Suppose $ \phi \in C_0( \mathbb{R}) $ (compact support) satisfy the scaling relation $$ \phi(x) = \sum_{k \in \mathbb{Z}} p_k \phi(2x-k) , $$ with $$ p_k = 2^{1/2} \int_{- \infty}^\infty \phi(x) \overline{\phi(2x-k)} dx.$$ Let $ a = \inf\{x | \phi(x) \neq 0 \}$ and $ b = \sup\{x | \phi(x) \neq 0 \}$, show that $ a,b \in \mathbb{Z}.$
OK, so what a need to prove is that if $ \overline{\{ x| \phi(x) \neq 0\}} = [a,b]$, show that $a, b \in \mathbb{Z}$.
My toughts so far:
For fixed $x$, let $u = \lceil 2x-a \rceil$ and $l = \lfloor 2x - b \rfloor$, then $$ \phi(x) = \sum_{k = l}^u p_k \phi(2x-k) $$
Especially in $x=n \in \mathbb{Z}$ we would like to show that $u = 2x-a $ and $l = 2x - b $, but I'm pretty blank on where to start.
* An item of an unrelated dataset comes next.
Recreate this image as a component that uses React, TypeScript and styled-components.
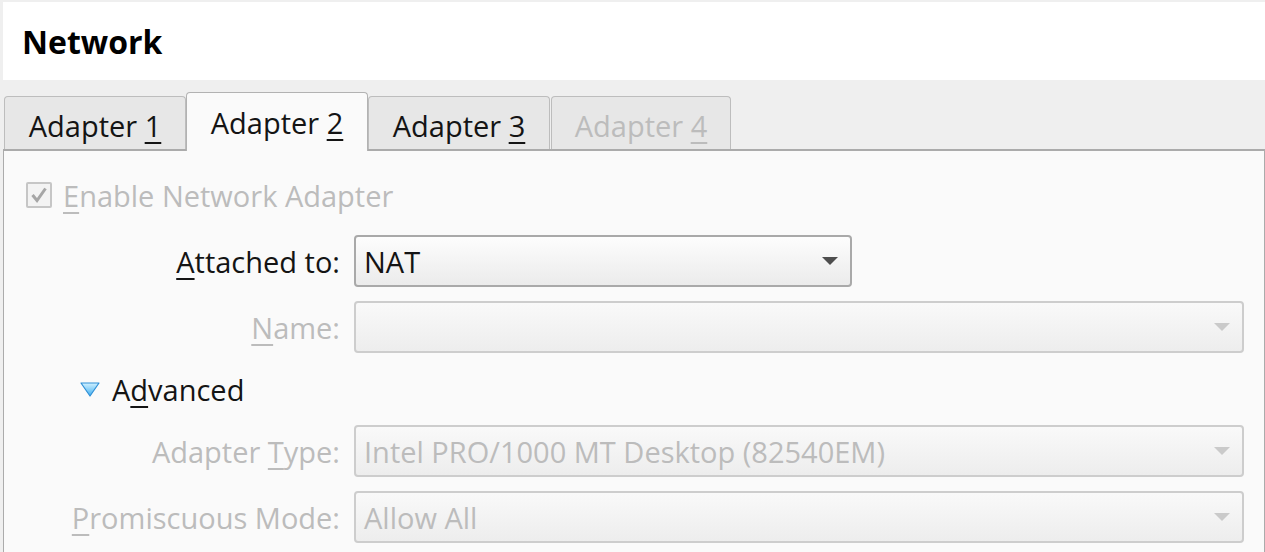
import * as React from "react";
import styled, { createGlobalStyle } from "styled-components";

const TEXT = "#141414";
const MUTED = "#bcbcbc";

const GlobalStyle = createGlobalStyle`
  html, body {
    margin: 0;
    padding: 0;
    background: #efefef;
    overflow: hidden;
  }
  body {
    font-family: "Open Sans", "Noto Sans", sans-serif;
    font-size: 29px;
    color: ${TEXT};
  }
`;

const Page = styled.div`
  width: 1265px;
  height: 552px;
  padding-top: 2px;
  box-sizing: border-box;
  overflow: hidden;
  display: flex;
  flex-direction: column;
`;

const Header = styled.div`
  margin-left: 3px;
  height: 78px;
  flex-shrink: 0;
  background: #ffffff;
  display: flex;
  align-items: center;
  padding-left: 19px;
`;

const Title = styled.h1`
  margin: 0;
  font-size: 32px;
  font-weight: 700;
  color: #000;
`;

const TabBar = styled.div`
  height: 69px;
  flex-shrink: 0;
  display: flex;
  align-items: flex-end;
  padding-left: 4px;
`;

const Tab: any = styled.div`
  position: relative;
  z-index: ${(p: any) => (p.$selected ? 1 : 0)};
  width: ${(p: any) => p.$width}px;
  margin-left: ${(p: any) => p.$gap || 0}px;
  height: ${(p: any) => (p.$selected ? 59 : 53)}px;
  margin-bottom: ${(p: any) => (p.$selected ? -2 : 0)}px;
  padding-top: ${(p: any) => (p.$selected ? 10 : 9)}px;
  box-sizing: border-box;
  border: 1px solid ${(p: any) => (p.$selected ? "#b2b2b2" : "#bdbdbd")};
  border-bottom: none;
  border-radius: 4px 4px 0 0;
  background: ${(p: any) => (p.$selected ? "#fafafa" : "#e7e7e7")};
  color: ${(p: any) => (p.$disabled ? MUTED : TEXT)};
  line-height: 40px;
  text-align: center;
  white-space: nowrap;
`;

const Pane = styled.div`
  flex: 1;
  margin-left: 3px;
  border-top: 2px solid #ababab;
  border-left: 1px solid #ababab;
  border-right: 1px solid #ababab;
  background: #fafafa;
  padding: 18px 20px 0 0;
  display: flex;
  flex-direction: column;
  gap: 14px;
`;

const Mn = styled.span`
  text-decoration: underline;
  text-decoration-thickness: 2px;
  text-underline-offset: 5px;
`;

const CheckRow = styled.div`
  height: 52px;
  display: flex;
  align-items: center;
  gap: 11px;
  padding-left: 22px;
  color: ${MUTED};
  white-space: nowrap;
`;

const CheckBox = styled.div`
  width: 26px;
  height: 26px;
  box-sizing: border-box;
  border: 2px solid #c6c6c6;
  border-radius: 2px;
  background: #f3f3f3;
  display: flex;
  align-items: center;
  justify-content: center;
`;

const FieldRow = styled.div`
  height: 52px;
  display: grid;
  grid-template-columns: 336px 1fr;
  column-gap: 14px;
  align-items: center;
`;

const Label: any = styled.div`
  text-align: right;
  white-space: nowrap;
  color: ${(p: any) => (p.$disabled ? MUTED : TEXT)};
`;

const Combo: any = styled.div`
  width: ${(p: any) => (p.$width ? `${p.$width}px` : "auto")};
  height: 52px;
  box-sizing: border-box;
  border: 2px solid ${(p: any) => (p.$disabled ? "#cdcdcd" : "#a9a9a9")};
  border-radius: 4px;
  background: ${(p: any) =>
    p.$disabled
      ? "linear-gradient(#f9f9f9, #ededed)"
      : "linear-gradient(#fdfdfd, #ebebeb)"};
  color: ${(p: any) => (p.$disabled ? MUTED : TEXT)};
  display: flex;
  align-items: center;
  justify-content: space-between;
  padding: 0 12px 0 8px;
  white-space: nowrap;
`;

const AdvancedRow = styled.div`
  height: 44px;
  display: flex;
  align-items: center;
  gap: 12px;
  padding-left: 76px;
`;

const Arrow = ({ disabled }: { disabled?: boolean }) => (
  <svg width="16" height="8" viewBox="0 0 16 8">
    <polygon points="0,0 16,0 8,8" fill={disabled ? "#cacaca" : "#4e4e4e"} />
  </svg>
);

const Check = () => (
  <svg width="18" height="18" viewBox="0 0 18 18">
    <polyline
      points="2.5,9 7,14.5 15.5,2.5"
      fill="none"
      stroke="#a6a6a6"
      strokeWidth="3"
    />
  </svg>
);

const Expander = () => (
  <svg width="20" height="15" viewBox="0 0 20 15">
    <defs>
      <linearGradient id="exp" x1="0" y1="0" x2="0" y2="1">
        <stop offset="0" stopColor="#d2f1ff" />
        <stop offset="1" stopColor="#3eaef0" />
      </linearGradient>
    </defs>
    <polygon
      points="1,1 19,1 10,14"
      fill="url(#exp)"
      stroke="#2f8fd6"
      strokeWidth="1.2"
      strokeLinejoin="round"
    />
  </svg>
);

const TABS = [
  { n: "1", width: 182 },
  { n: "2", width: 182, selected: true },
  { n: "3", width: 182 },
  { n: "4", width: 180, disabled: true, gap: 1 }
];

export default function App() {
  return (
    <Page>
      <GlobalStyle />
      <Header>
        <Title>Network</Title>
      </Header>
      <TabBar>
        {TABS.map(t => (
          <Tab
            key={t.n}
            $width={t.width}
            $selected={t.selected}
            $disabled={t.disabled}
            $gap={t.gap}
          >
            Adapter <Mn>{t.n}</Mn>
          </Tab>
        ))}
      </TabBar>
      <Pane>
        <CheckRow>
          <CheckBox>
            <Check />
          </CheckBox>
          <span>
            <Mn>E</Mn>nable Network Adapter
          </span>
        </CheckRow>
        <FieldRow>
          <Label>
            <Mn>A</Mn>ttached to:
          </Label>
          <Combo $width={498}>
            <span>NAT</span>
            <Arrow />
          </Combo>
        </FieldRow>
        <FieldRow>
          <Label $disabled>
            <Mn>N</Mn>ame:
          </Label>
          <Combo $disabled>
            <span />
            <Arrow disabled />
          </Combo>
        </FieldRow>
        <AdvancedRow>
          <Expander />
          <span>
            A<Mn>d</Mn>vanced
          </span>
        </AdvancedRow>
        <FieldRow>
          <Label $disabled>
            Adapter <Mn>T</Mn>ype:
          </Label>
          <Combo $disabled>
            <span>Intel PRO/1000 MT Desktop (82540EM)</span>
            <Arrow disabled />
          </Combo>
        </FieldRow>
        <FieldRow>
          <Label $disabled>
            <Mn>P</Mn>romiscuous Mode:
          </Label>
          <Combo $disabled>
            <span>Allow All</span>
            <Arrow disabled />
          </Combo>
        </FieldRow>
      </Pane>
    </Page>
  );
}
Any hint?
Thanks
Each rescaled function $\phi_k(x)=\phi(2x-k)$ satisfies $$\inf\{x|\phi_k(x)\ne 0\}=\frac{a+k}{2},\quad \sup\{x|\phi_k(x)\ne 0\}=\frac{b+k}{2} \tag1$$ Let $m=\min\{k:p_k\ne 0\}$ and $n=\max\{k:p_k\ne 0\}$. Using (1), you should be able to prove that $$\inf\left\{x:\sum_{k \in \mathbb{Z}} p_k \phi_k(x)\ne 0\right\} = \frac{a+m}{2}$$ Hence $a=\frac{a+m}{2}$, from where the conclusion about $a$ follows. Similarly for $b$.